The White House Counsel
A final note on the role of the White House counsel. The counsel is one of the addressees of the memorandum, and the attorney general is directed to report to the president through him. It is highly likely that his office had the lead pen in the construction of this process—both in the preparation of the memorandum and of the fact sheet. It would certainly be unusual if this was not the case.
What, then, does this process suggest about his office in this administration?
This president made clear in his first term that he saw no reason why he should not control the Department of Justice. Now, in his second term, he is asserting that control and is doing so, as in the dismissal of the Mayor Adams case, in politically charged matters. Any White House counsel who agreed to take the job presumably understood what it might, in this respect, require. But the ActBlue intervention is of a different order than presidential intervention in specific cases the department has prosecuted in the ordinary course, even if these interventions also may do serious damage to norms insulating criminal law enforcement from political control. The process established to target ActBlue is now ready-made for systematic use in White House demands for specific investigations of specific persons, including, as in this case, an organization active in support of the opposition political party.
It is important note that while the president has previously directed an inquiry of a foe—Christopher Krebs, the head of the Cybersecurity and Infrastructure Security Agency during the first Trump administration—this action, while similar, is not the same in key respects as the criminal investigation that Trump has ordered in the case of ActBlue. Krebs had infuriated the president by affirming the secure conduct of the 2020 elections. But in his case, in addition to stripping him of his security clearances, the president directed only a “review” of his activities as a government employee and did not explicitly order a criminal investigation—much less one purportedly justified by his citation to “extremely troubling evidence” of illegal conduct.

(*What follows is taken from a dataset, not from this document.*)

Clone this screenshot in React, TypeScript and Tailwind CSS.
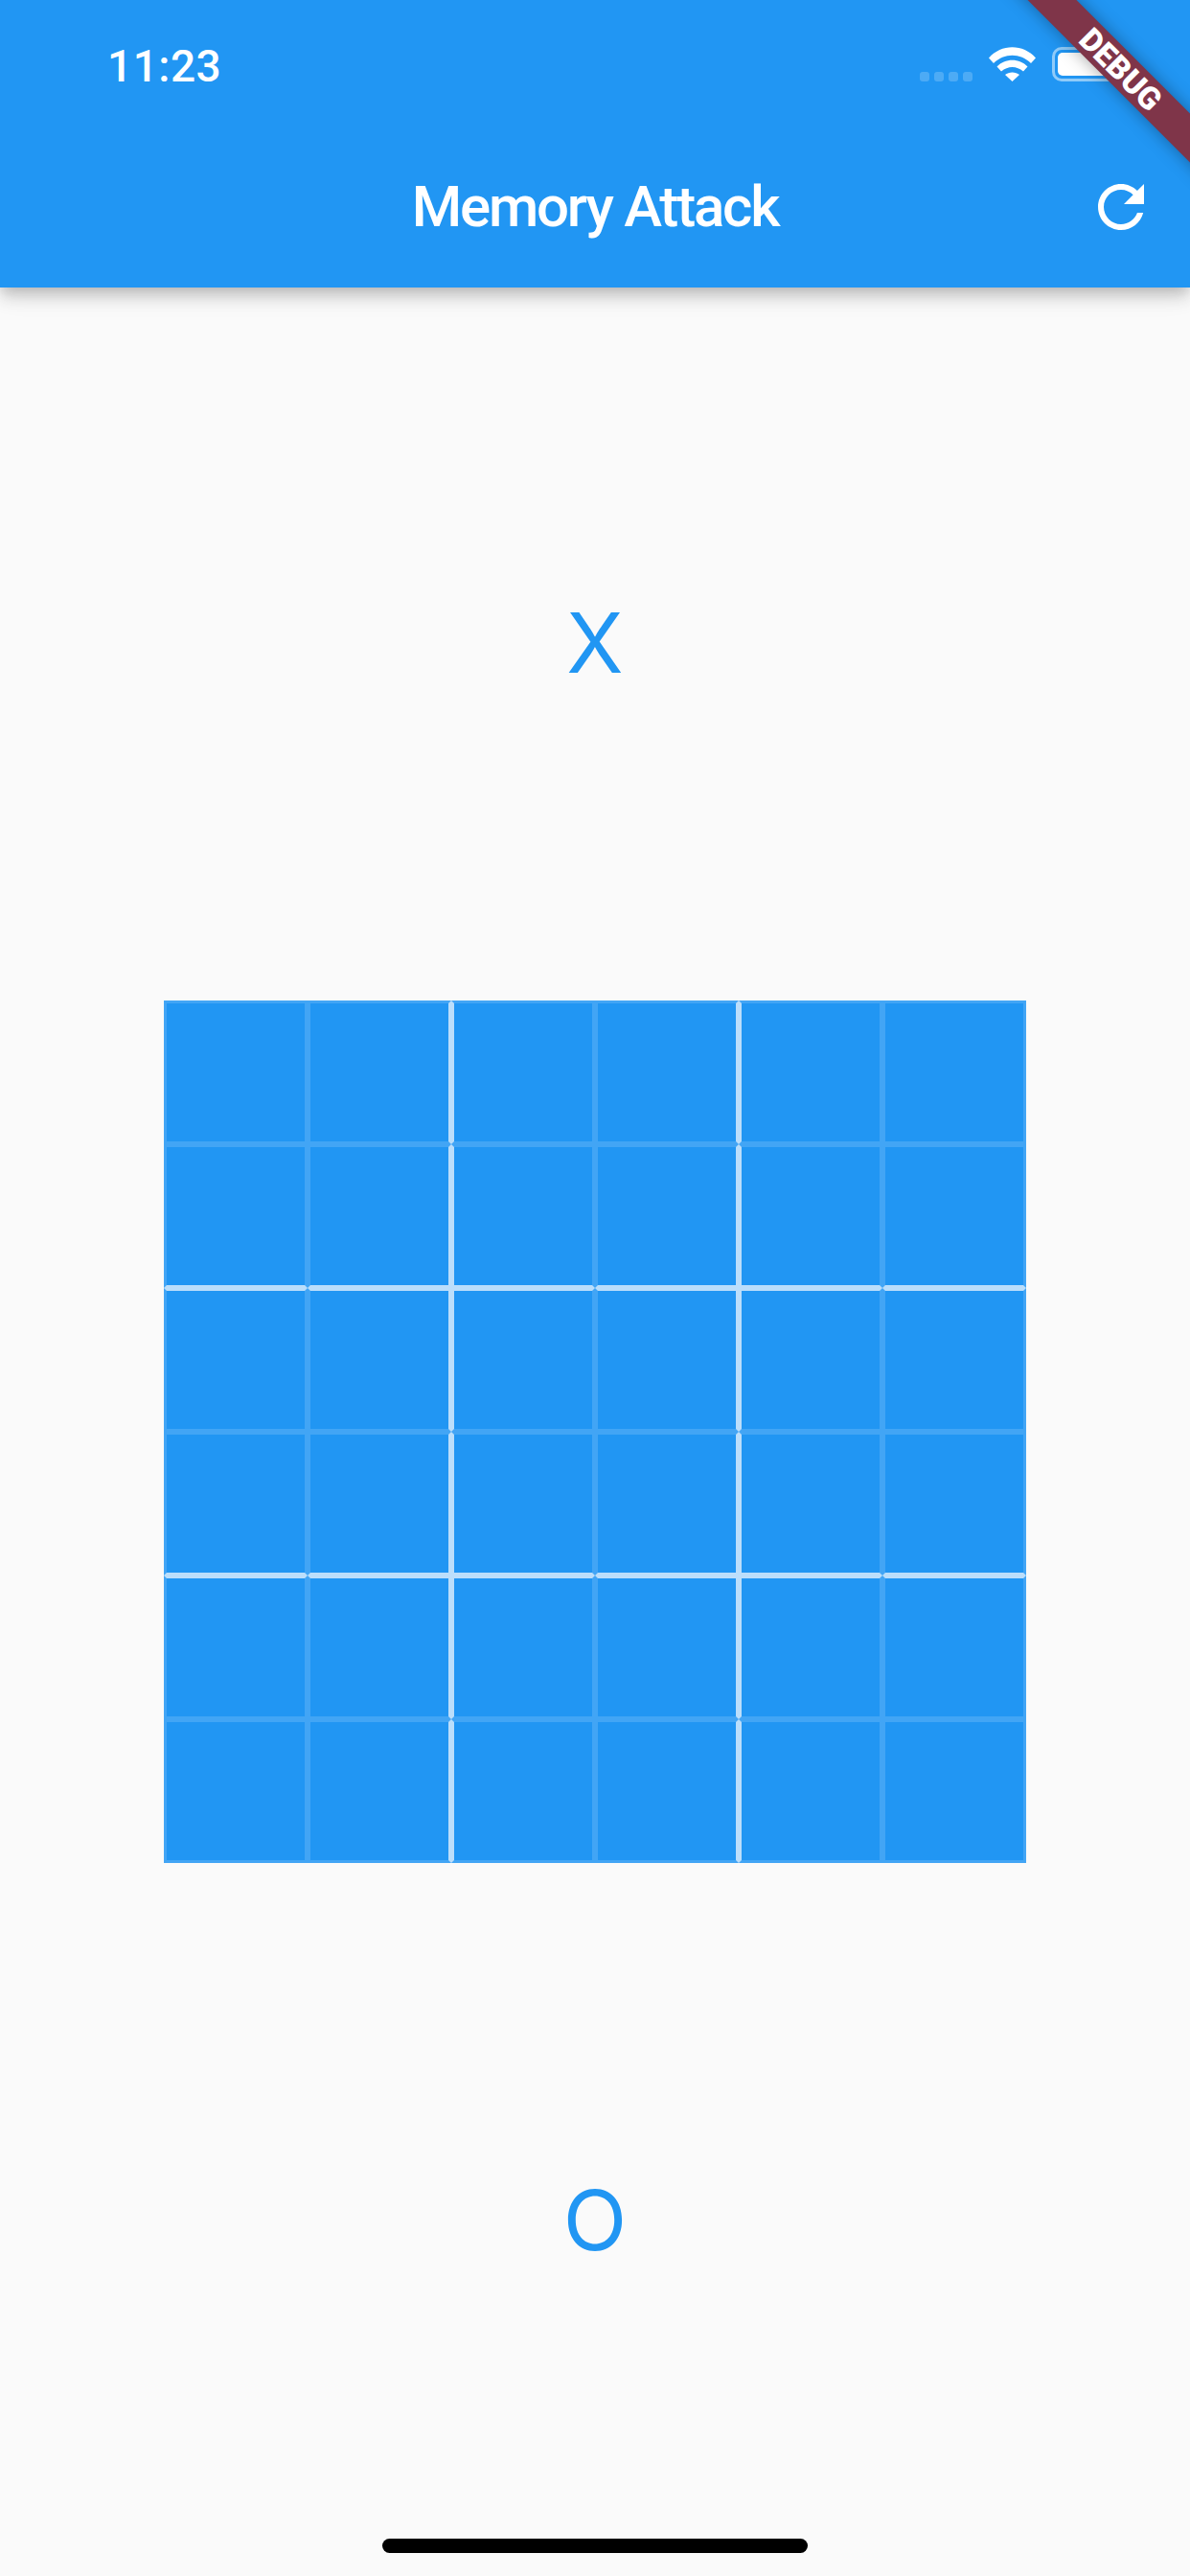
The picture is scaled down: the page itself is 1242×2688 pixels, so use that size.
const cells = Array.from({ length: 36 }, (_, i) => ({ row: Math.floor(i / 6), col: i % 6 }));

function Cell({ row, col }: { row: number; col: number }) {
  // every second grid line is the bright one
  return (
    <div
      className={`h-[150px] w-[150px] border-[3px] border-[#42a5f5] bg-[#2196f3] ${
        col === 1 || col === 3 ? 'border-r-[#bbdefb]' : ''
      } ${col === 2 || col === 4 ? 'border-l-[#bbdefb]' : ''} ${
        row === 1 || row === 3 ? 'border-b-[#bbdefb]' : ''
      } ${row === 2 || row === 4 ? 'border-t-[#bbdefb]' : ''}`}
    />
  );
}

function WifiIcon() {
  return (
    <svg width="49" height="36" viewBox="0 0 49 36" fill="white">
      <path d="M0 11.5C13-3.5 36-3.5 49 11.5L44 17C33 6 16 6 5 17Z" />
      <path d="M8.5 20.5C17 11.5 32 11.5 40.5 20.5L36 25.5C29 19.5 20 19.5 13 25.5Z" />
      <path d="M17 29C21 25.5 28 25.5 32 29L24.5 36Z" />
    </svg>
  );
}

function RefreshIcon() {
  return (
    <svg width="72" height="72" viewBox="0 0 24 24" fill="white">
      <path d="M17.65 6.35C16.2 4.9 14.21 4 12 4c-4.42 0-7.99 3.58-7.99 8s3.57 8 7.99 8c3.73 0 6.84-2.55 7.73-6h-2.08c-.82 2.33-3.04 4-5.65 4-3.31 0-6-2.69-6-6s2.69-6 6-6c1.66 0 3.14.69 4.22 1.78L13 11h7V4l-2.35 2.35z" />
    </svg>
  );
}

export default function App() {
  return (
    <div className="relative flex h-[2688px] w-[1242px] flex-col overflow-hidden bg-[#fafafa] font-['Roboto',sans-serif]">
      <header className="relative z-10 h-[300px] bg-[#2196f3] text-white shadow-[0_6px_12px_-3px_rgba(0,0,0,0.14),0_12px_15px_0_rgba(0,0,0,0.1),0_3px_30px_0_rgba(0,0,0,0.1)]">
        <div className="flex h-[132px] items-start justify-between pt-[49px] pl-[112px] pr-[74px]">
          <span className="mt-[2px] text-[46px] leading-[36px] font-medium tracking-[0.5px]">11:23</span>
          <div className="flex items-end">
            <div className="mr-[17px] flex gap-[5px]">
              <span className="h-[10px] w-[10px] rounded-[3px] bg-white/20" />
              <span className="h-[10px] w-[10px] rounded-[3px] bg-white/20" />
              <span className="h-[10px] w-[10px] rounded-[3px] bg-white/20" />
              <span className="h-[10px] w-[10px] rounded-[3px] bg-white/20" />
            </div>
            <WifiIcon />
            <div className="ml-[17px] h-[36px] w-[70px] rounded-[10px] border-[3px] border-white/50 p-[3px]">
              <div className="h-full w-full rounded-[5px] bg-white" />
            </div>
          </div>
        </div>
        <div className="relative flex h-[168px] items-center justify-center">
          <h1 className="text-[60px] leading-none font-medium tracking-[-2.2px]">Memory Attack</h1>
          <button className="absolute top-[48px] right-[36px]">
            <RefreshIcon />
          </button>
        </div>
      </header>

      <main className="flex flex-1 flex-col items-center">
        <div className="flex flex-1 items-center justify-center font-['Inter',sans-serif] text-[87px] leading-none text-[#2196f3]">
          <span className="-mt-[4px]">X</span>
        </div>
        <div className="grid w-[900px] grid-cols-6">
          {cells.map((c) => (
            <Cell key={`${c.row}-${c.col}`} row={c.row} col={c.col} />
          ))}
        </div>
        <div className="flex flex-1 items-center justify-center font-['Inter',sans-serif] text-[87px] leading-none text-[#2196f3]">O</div>
      </main>

      <div className="absolute bottom-[24px] left-[399px] h-[15px] w-[444px] rounded-full bg-black" />

      <div className="absolute top-[54px] left-[970px] z-20 flex h-[36px] w-[400px] rotate-45 items-center justify-center bg-[#7f3549] text-[33px] leading-none font-black text-white shadow-[0_0_18px_rgba(0,0,0,0.35)]">
        DEBUG
      </div>
    </div>
  );
}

The White House counsel is playing a major supporting role in the thoroughgoing demolition of core rule-of-law norms in the ActBlue action. One cannot know in detail, of course, how the White House counsel advised the president in this matter. But while, as noted, the issuance of the memorandum in tandem with the fact sheet reflects some lawyering, it is, at best, cosmetic in nature. To long-time critics of the institution of the White House counsel, who have alleged that it is more enabler than true counsel, this will come as no surprise. However one views the fairness of this charge as leveled at past administrations, the conclusion to be drawn in this one seems inescapable: The enabling has crowded out the counseling.